- Cover of the first Japanese volume

メジロバナの咲く (Mejirobana no Saku)
- Genre: Drama, yuri
- Written by: Asumiko Nakamura
- Published by: Hakusensha
- English publisher: NA: Seven Seas Entertainment;
- Imprint: Rakuen Comics
- Magazine: Rakuen Le Paradis
- Original run: October 31, 2017 – present
- Volumes: 4

= A White Rose in Bloom =

Japanese manga

A White Rose in Bloom (メジロバナの咲く, Mejirobana no Saku) is a Japanese yuri manga written and illustrated by Asumiko Nakamura which has been serialized in Hakusensha's manga magazine Rakuen Le Paradis since October 2017.

== Plot ==
Ruby is a student at an elite European boarding school. Her year at school begins to unravel when her parents ask her not to come home for Christmas so they can attempt to mend their failing marriage. Ruby finds herself stuck at school with only one other student for company- Steph Nagy. While Steph remains aloof, Ruby slowly becomes more interested in the other girl.

== Characters ==
- Ruby Canossa
 A cheerful year eleven student, she struggles with her own lack of agency surrounding her parents' inevitable divorce. Ruby becomes interested in Steph after they spend the Christmas holidays at school.
- Stephanie Nagy
 A stand-offish year twelve student, her cool demeanour has gained her the nickname "Steel Steph", as well as a rumour that she has a metal prosthetic leg. Despite this she is still very popular among her peers.

== Publication ==
Written and illustrated by Asumiko Nakamura, A White Rose in Bloom began serialization in Hakusensha's Rakuen Le Paradis magazine on October 31, 2017. The manga is licensed in English by Seven Seas Entertainment.

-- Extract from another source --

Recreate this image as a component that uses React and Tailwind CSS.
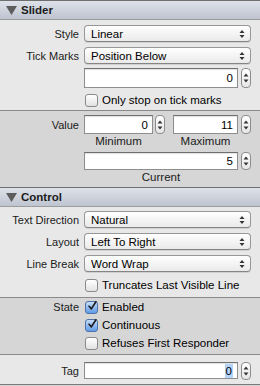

| No. | Original release date | Original ISBN | English release date | English ISBN |
|---|---|---|---|---|
| 1 | September 30, 2019 | 978-4-59271-156-8 | January 5, 2021 | 978-1-64505-959-2 |
| 2 | April 30, 2021 | 978-4-59271-184-1 | February 22, 2022 | 978-1-64827-282-0 |
| 3 | December 26, 2022 | 978-4-59271-214-5 | August 20, 2024 | 979-8-88843-206-8 |
| 4 | August 30, 2024 | 978-4-59271-244-2 | June 3, 2025 | 979-8-89373-256-6 |

== Reception ==
The series was ranked 18th alongside Kageki Shojo!! and Namida Nikomi Ai Tsurasa Mashimashi in the 2020 edition of Takarajimasha's Kono Manga ga Sugoi! guidebook of best manga for female readers.

In Anime News Network gave the first volume an overall B grade, feeling that while the story lacked some forward progression, it largely made up for by "the skillful way in which Nakamura blends different traditions of girls' school stories, mixing the midnight feasts of British and American girls' literature with the strict hierarchy and crushes of Class S manga and novels." Erica Friedman of Yuricon praised the work, noting that the first volume was "a perfect blend of a classic Yuri at a private girls' school story with highlights of the modern world intruding at every turn."